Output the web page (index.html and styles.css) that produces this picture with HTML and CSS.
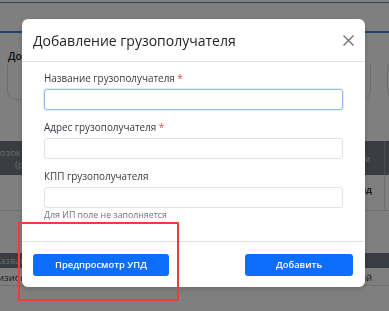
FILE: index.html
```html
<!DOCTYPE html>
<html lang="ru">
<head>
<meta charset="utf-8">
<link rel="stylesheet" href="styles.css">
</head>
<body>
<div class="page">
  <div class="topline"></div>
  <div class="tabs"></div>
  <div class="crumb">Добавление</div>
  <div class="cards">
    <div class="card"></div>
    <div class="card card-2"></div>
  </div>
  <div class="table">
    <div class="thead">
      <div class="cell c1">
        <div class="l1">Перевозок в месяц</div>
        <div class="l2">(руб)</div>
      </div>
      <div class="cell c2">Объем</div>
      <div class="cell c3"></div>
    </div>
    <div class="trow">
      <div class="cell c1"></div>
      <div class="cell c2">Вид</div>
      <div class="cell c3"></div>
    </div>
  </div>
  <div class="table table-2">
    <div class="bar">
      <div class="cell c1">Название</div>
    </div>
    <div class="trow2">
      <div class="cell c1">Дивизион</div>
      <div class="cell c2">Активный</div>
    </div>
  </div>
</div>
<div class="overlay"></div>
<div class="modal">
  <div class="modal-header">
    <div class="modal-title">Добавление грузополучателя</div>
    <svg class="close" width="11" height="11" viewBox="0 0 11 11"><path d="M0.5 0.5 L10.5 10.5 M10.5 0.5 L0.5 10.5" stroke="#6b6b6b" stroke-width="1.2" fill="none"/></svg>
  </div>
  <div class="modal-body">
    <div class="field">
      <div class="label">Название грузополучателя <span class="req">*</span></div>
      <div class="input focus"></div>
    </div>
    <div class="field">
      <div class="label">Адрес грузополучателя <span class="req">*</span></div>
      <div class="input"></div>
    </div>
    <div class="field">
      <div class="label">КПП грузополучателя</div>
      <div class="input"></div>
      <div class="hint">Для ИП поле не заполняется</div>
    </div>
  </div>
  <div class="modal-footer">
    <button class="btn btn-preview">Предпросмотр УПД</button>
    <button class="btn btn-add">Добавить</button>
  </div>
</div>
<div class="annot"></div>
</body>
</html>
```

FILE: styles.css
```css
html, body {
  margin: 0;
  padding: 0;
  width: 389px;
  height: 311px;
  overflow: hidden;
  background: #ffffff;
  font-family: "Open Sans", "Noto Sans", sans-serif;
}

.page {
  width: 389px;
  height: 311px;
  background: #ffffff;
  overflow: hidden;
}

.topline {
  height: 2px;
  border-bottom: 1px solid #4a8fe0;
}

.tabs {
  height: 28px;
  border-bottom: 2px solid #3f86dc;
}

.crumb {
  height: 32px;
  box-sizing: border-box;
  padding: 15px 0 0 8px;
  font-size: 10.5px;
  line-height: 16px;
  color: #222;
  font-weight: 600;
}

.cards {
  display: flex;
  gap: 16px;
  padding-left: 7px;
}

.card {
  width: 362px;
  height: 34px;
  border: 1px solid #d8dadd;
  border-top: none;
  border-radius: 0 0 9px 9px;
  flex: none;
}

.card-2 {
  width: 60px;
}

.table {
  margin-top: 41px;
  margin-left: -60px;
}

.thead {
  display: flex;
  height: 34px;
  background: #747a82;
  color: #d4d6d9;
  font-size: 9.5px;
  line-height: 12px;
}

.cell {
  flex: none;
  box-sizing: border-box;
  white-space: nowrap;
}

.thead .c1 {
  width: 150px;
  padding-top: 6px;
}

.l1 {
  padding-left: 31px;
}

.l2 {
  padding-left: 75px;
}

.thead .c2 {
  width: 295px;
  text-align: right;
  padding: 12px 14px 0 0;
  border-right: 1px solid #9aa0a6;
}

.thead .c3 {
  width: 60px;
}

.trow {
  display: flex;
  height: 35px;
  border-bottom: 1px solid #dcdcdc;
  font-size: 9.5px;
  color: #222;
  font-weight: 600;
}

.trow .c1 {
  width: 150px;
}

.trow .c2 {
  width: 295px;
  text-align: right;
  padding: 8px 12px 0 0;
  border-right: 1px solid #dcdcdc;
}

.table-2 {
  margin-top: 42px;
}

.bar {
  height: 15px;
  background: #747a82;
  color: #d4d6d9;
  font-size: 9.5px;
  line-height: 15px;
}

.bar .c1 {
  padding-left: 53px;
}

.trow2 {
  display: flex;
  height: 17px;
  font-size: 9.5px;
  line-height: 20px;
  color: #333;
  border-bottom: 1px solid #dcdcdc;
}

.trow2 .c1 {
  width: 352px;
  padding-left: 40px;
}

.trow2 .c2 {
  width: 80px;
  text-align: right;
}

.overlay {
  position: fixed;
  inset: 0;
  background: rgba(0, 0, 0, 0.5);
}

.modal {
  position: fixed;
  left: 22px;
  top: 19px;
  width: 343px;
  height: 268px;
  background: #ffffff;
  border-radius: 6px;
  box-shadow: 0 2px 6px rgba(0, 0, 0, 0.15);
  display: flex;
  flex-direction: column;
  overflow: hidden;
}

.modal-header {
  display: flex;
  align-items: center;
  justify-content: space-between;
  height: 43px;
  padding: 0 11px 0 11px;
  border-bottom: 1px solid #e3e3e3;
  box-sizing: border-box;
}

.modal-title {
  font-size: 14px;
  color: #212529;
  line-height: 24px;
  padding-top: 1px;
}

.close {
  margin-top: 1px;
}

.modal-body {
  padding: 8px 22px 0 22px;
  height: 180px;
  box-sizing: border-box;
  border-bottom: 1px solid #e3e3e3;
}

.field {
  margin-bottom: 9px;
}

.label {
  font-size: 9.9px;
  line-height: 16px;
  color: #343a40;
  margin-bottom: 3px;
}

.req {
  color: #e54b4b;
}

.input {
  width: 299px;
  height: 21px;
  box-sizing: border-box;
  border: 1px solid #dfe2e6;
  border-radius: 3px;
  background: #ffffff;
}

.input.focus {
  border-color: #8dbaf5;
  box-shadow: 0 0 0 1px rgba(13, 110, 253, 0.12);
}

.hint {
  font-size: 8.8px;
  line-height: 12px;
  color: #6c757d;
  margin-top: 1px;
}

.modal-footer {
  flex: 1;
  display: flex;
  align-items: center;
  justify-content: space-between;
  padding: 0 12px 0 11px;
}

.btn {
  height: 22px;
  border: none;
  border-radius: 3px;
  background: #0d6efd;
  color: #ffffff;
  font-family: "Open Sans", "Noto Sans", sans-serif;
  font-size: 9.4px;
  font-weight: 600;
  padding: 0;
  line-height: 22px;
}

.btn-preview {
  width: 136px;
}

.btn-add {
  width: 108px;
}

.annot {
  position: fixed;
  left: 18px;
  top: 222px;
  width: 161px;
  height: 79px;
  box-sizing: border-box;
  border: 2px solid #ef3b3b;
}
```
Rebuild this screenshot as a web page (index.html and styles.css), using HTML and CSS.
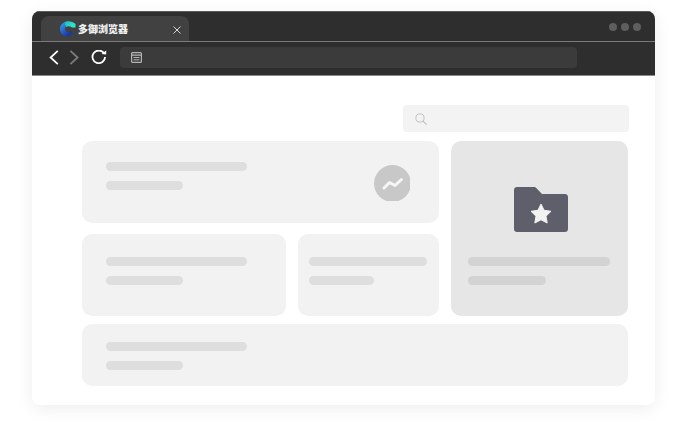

····················

▶ _TASK TO CARRY OUT_: Quote the data above in full and without alteration; skip the pictures.

▶ _RESPONSE TO THE TASK_:
Output the web page (index.html and styles.css) that produces this picture with HTML and CSS.
FILE: index.html
```html
<!DOCTYPE html>
<html lang="ru">
<head>
<meta charset="utf-8">
<link rel="stylesheet" href="styles.css">
</head>
<body>
<div class="page">
  <div class="topline"></div>
  <div class="tabs"></div>
  <div class="crumb">Добавление</div>
  <div class="cards">
    <div class="card"></div>
    <div class="card card-2"></div>
  </div>
  <div class="table">
    <div class="thead">
      <div class="cell c1">
        <div class="l1">Перевозок в месяц</div>
        <div class="l2">(руб)</div>
      </div>
      <div class="cell c2">Объем</div>
      <div class="cell c3"></div>
    </div>
    <div class="trow">
      <div class="cell c1"></div>
      <div class="cell c2">Вид</div>
      <div class="cell c3"></div>
    </div>
  </div>
  <div class="table table-2">
    <div class="bar">
      <div class="cell c1">Название</div>
    </div>
    <div class="trow2">
      <div class="cell c1">Дивизион</div>
      <div class="cell c2">Активный</div>
    </div>
  </div>
</div>
<div class="overlay"></div>
<div class="modal">
  <div class="modal-header">
    <div class="modal-title">Добавление грузополучателя</div>
    <svg class="close" width="11" height="11" viewBox="0 0 11 11"><path d="M0.5 0.5 L10.5 10.5 M10.5 0.5 L0.5 10.5" stroke="#6b6b6b" stroke-width="1.2" fill="none"/></svg>
  </div>
  <div class="modal-body">
    <div class="field">
      <div class="label">Название грузополучателя <span class="req">*</span></div>
      <div class="input focus"></div>
    </div>
    <div class="field">
      <div class="label">Адрес грузополучателя <span class="req">*</span></div>
      <div class="input"></div>
    </div>
    <div class="field">
      <div class="label">КПП грузополучателя</div>
      <div class="input"></div>
      <div class="hint">Для ИП поле не заполняется</div>
    </div>
  </div>
  <div class="modal-footer">
    <button class="btn btn-preview">Предпросмотр УПД</button>
    <button class="btn btn-add">Добавить</button>
  </div>
</div>
<div class="annot"></div>
</body>
</html>
```

FILE: styles.css
```css
html, body {
  margin: 0;
  padding: 0;
  width: 389px;
  height: 311px;
  overflow: hidden;
  background: #ffffff;
  font-family: "Open Sans", "Noto Sans", sans-serif;
}

.page {
  width: 389px;
  height: 311px;
  background: #ffffff;
  overflow: hidden;
}

.topline {
  height: 2px;
  border-bottom: 1px solid #4a8fe0;
}

.tabs {
  height: 28px;
  border-bottom: 2px solid #3f86dc;
}

.crumb {
  height: 32px;
  box-sizing: border-box;
  padding: 15px 0 0 8px;
  font-size: 10.5px;
  line-height: 16px;
  color: #222;
  font-weight: 600;
}

.cards {
  display: flex;
  gap: 16px;
  padding-left: 7px;
}

.card {
  width: 362px;
  height: 34px;
  border: 1px solid #d8dadd;
  border-top: none;
  border-radius: 0 0 9px 9px;
  flex: none;
}

.card-2 {
  width: 60px;
}

.table {
  margin-top: 41px;
  margin-left: -60px;
}

.thead {
  display: flex;
  height: 34px;
  background: #747a82;
  color: #d4d6d9;
  font-size: 9.5px;
  line-height: 12px;
}

.cell {
  flex: none;
  box-sizing: border-box;
  white-space: nowrap;
}

.thead .c1 {
  width: 150px;
  padding-top: 6px;
}

.l1 {
  padding-left: 31px;
}

.l2 {
  padding-left: 75px;
}

.thead .c2 {
  width: 295px;
  text-align: right;
  padding: 12px 14px 0 0;
  border-right: 1px solid #9aa0a6;
}

.thead .c3 {
  width: 60px;
}

.trow {
  display: flex;
  height: 35px;
  border-bottom: 1px solid #dcdcdc;
  font-size: 9.5px;
  color: #222;
  font-weight: 600;
}

.trow .c1 {
  width: 150px;
}

.trow .c2 {
  width: 295px;
  text-align: right;
  padding: 8px 12px 0 0;
  border-right: 1px solid #dcdcdc;
}

.table-2 {
  margin-top: 42px;
}

.bar {
  height: 15px;
  background: #747a82;
  color: #d4d6d9;
  font-size: 9.5px;
  line-height: 15px;
}

.bar .c1 {
  padding-left: 53px;
}

.trow2 {
  display: flex;
  height: 17px;
  font-size: 9.5px;
  line-height: 20px;
  color: #333;
  border-bottom: 1px solid #dcdcdc;
}

.trow2 .c1 {
  width: 352px;
  padding-left: 40px;
}

.trow2 .c2 {
  width: 80px;
  text-align: right;
}

.overlay {
  position: fixed;
  inset: 0;
  background: rgba(0, 0, 0, 0.5);
}

.modal {
  position: fixed;
  left: 22px;
  top: 19px;
  width: 343px;
  height: 268px;
  background: #ffffff;
  border-radius: 6px;
  box-shadow: 0 2px 6px rgba(0, 0, 0, 0.15);
  display: flex;
  flex-direction: column;
  overflow: hidden;
}

.modal-header {
  display: flex;
  align-items: center;
  justify-content: space-between;
  height: 43px;
  padding: 0 11px 0 11px;
  border-bottom: 1px solid #e3e3e3;
  box-sizing: border-box;
}

.modal-title {
  font-size: 14px;
  color: #212529;
  line-height: 24px;
  padding-top: 1px;
}

.close {
  margin-top: 1px;
}

.modal-body {
  padding: 8px 22px 0 22px;
  height: 180px;
  box-sizing: border-box;
  border-bottom: 1px solid #e3e3e3;
}

.field {
  margin-bottom: 9px;
}

.label {
  font-size: 9.9px;
  line-height: 16px;
  color: #343a40;
  margin-bottom: 3px;
}

.req {
  color: #e54b4b;
}

.input {
  width: 299px;
  height: 21px;
  box-sizing: border-box;
  border: 1px solid #dfe2e6;
  border-radius: 3px;
  background: #ffffff;
}

.input.focus {
  border-color: #8dbaf5;
  box-shadow: 0 0 0 1px rgba(13, 110, 253, 0.12);
}

.hint {
  font-size: 8.8px;
  line-height: 12px;
  color: #6c757d;
  margin-top: 1px;
}

.modal-footer {
  flex: 1;
  display: flex;
  align-items: center;
  justify-content: space-between;
  padding: 0 12px 0 11px;
}

.btn {
  height: 22px;
  border: none;
  border-radius: 3px;
  background: #0d6efd;
  color: #ffffff;
  font-family: "Open Sans", "Noto Sans", sans-serif;
  font-size: 9.4px;
  font-weight: 600;
  padding: 0;
  line-height: 22px;
}

.btn-preview {
  width: 136px;
}

.btn-add {
  width: 108px;
}

.annot {
  position: fixed;
  left: 18px;
  top: 222px;
  width: 161px;
  height: 79px;
  box-sizing: border-box;
  border: 2px solid #ef3b3b;
}
```
Rebuild this screenshot as a web page (index.html and styles.css), using HTML and CSS.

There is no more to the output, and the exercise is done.